Take the listing and print it in full, exactly as given.

** begin Information provided **

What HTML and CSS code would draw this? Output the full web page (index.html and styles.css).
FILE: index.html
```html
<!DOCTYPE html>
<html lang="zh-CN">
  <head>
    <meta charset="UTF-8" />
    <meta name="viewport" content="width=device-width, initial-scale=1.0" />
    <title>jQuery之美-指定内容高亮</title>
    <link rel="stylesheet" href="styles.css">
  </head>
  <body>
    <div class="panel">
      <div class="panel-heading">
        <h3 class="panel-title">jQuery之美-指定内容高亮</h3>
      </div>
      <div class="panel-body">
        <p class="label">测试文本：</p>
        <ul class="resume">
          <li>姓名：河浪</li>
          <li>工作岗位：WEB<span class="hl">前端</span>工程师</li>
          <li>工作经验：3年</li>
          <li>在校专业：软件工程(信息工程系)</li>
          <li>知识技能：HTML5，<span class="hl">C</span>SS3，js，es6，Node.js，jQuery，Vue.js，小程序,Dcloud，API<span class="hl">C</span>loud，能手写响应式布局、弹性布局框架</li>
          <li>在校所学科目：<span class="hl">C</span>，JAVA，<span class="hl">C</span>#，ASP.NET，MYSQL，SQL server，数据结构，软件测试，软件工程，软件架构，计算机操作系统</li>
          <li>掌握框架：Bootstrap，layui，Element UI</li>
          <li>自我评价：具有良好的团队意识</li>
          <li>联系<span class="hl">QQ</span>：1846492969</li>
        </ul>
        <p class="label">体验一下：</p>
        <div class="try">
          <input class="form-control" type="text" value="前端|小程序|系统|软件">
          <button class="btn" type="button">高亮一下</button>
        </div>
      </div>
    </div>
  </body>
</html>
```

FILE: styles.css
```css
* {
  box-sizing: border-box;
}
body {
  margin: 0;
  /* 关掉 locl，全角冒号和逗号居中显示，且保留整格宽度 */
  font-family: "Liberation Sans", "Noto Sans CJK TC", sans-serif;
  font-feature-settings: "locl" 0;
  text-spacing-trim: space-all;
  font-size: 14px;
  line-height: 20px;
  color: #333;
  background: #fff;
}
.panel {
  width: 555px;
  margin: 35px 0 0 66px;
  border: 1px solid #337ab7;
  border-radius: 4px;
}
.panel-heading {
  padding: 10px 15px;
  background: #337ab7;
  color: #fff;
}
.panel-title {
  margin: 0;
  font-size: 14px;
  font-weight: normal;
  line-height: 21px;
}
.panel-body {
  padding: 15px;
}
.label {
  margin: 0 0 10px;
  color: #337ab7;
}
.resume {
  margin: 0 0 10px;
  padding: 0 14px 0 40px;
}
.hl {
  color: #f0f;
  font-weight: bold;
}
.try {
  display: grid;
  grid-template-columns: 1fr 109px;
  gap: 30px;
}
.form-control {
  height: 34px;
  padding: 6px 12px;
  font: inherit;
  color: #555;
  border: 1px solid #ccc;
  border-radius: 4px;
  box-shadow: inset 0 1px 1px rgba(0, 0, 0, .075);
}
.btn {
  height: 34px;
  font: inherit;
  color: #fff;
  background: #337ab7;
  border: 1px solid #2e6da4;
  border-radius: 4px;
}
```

** end Information provided **

Result for this task:
What HTML and CSS code would draw this? Output the full web page (index.html and styles.css).
FILE: index.html
```html
<!DOCTYPE html>
<html lang="zh-CN">
  <head>
    <meta charset="UTF-8" />
    <meta name="viewport" content="width=device-width, initial-scale=1.0" />
    <title>jQuery之美-指定内容高亮</title>
    <link rel="stylesheet" href="styles.css">
  </head>
  <body>
    <div class="panel">
      <div class="panel-heading">
        <h3 class="panel-title">jQuery之美-指定内容高亮</h3>
      </div>
      <div class="panel-body">
        <p class="label">测试文本：</p>
        <ul class="resume">
          <li>姓名：河浪</li>
          <li>工作岗位：WEB<span class="hl">前端</span>工程师</li>
          <li>工作经验：3年</li>
          <li>在校专业：软件工程(信息工程系)</li>
          <li>知识技能：HTML5，<span class="hl">C</span>SS3，js，es6，Node.js，jQuery，Vue.js，小程序,Dcloud，API<span class="hl">C</span>loud，能手写响应式布局、弹性布局框架</li>
          <li>在校所学科目：<span class="hl">C</span>，JAVA，<span class="hl">C</span>#，ASP.NET，MYSQL，SQL server，数据结构，软件测试，软件工程，软件架构，计算机操作系统</li>
          <li>掌握框架：Bootstrap，layui，Element UI</li>
          <li>自我评价：具有良好的团队意识</li>
          <li>联系<span class="hl">QQ</span>：1846492969</li>
        </ul>
        <p class="label">体验一下：</p>
        <div class="try">
          <input class="form-control" type="text" value="前端|小程序|系统|软件">
          <button class="btn" type="button">高亮一下</button>
        </div>
      </div>
    </div>
  </body>
</html>
```

FILE: styles.css
```css
* {
  box-sizing: border-box;
}
body {
  margin: 0;
  /* 关掉 locl，全角冒号和逗号居中显示，且保留整格宽度 */
  font-family: "Liberation Sans", "Noto Sans CJK TC", sans-serif;
  font-feature-settings: "locl" 0;
  text-spacing-trim: space-all;
  font-size: 14px;
  line-height: 20px;
  color: #333;
  background: #fff;
}
.panel {
  width: 555px;
  margin: 35px 0 0 66px;
  border: 1px solid #337ab7;
  border-radius: 4px;
}
.panel-heading {
  padding: 10px 15px;
  background: #337ab7;
  color: #fff;
}
.panel-title {
  margin: 0;
  font-size: 14px;
  font-weight: normal;
  line-height: 21px;
}
.panel-body {
  padding: 15px;
}
.label {
  margin: 0 0 10px;
  color: #337ab7;
}
.resume {
  margin: 0 0 10px;
  padding: 0 14px 0 40px;
}
.hl {
  color: #f0f;
  font-weight: bold;
}
.try {
  display: grid;
  grid-template-columns: 1fr 109px;
  gap: 30px;
}
.form-control {
  height: 34px;
  padding: 6px 12px;
  font: inherit;
  color: #555;
  border: 1px solid #ccc;
  border-radius: 4px;
  box-shadow: inset 0 1px 1px rgba(0, 0, 0, .075);
}
.btn {
  height: 34px;
  font: inherit;
  color: #fff;
  background: #337ab7;
  border: 1px solid #2e6da4;
  border-radius: 4px;
}
```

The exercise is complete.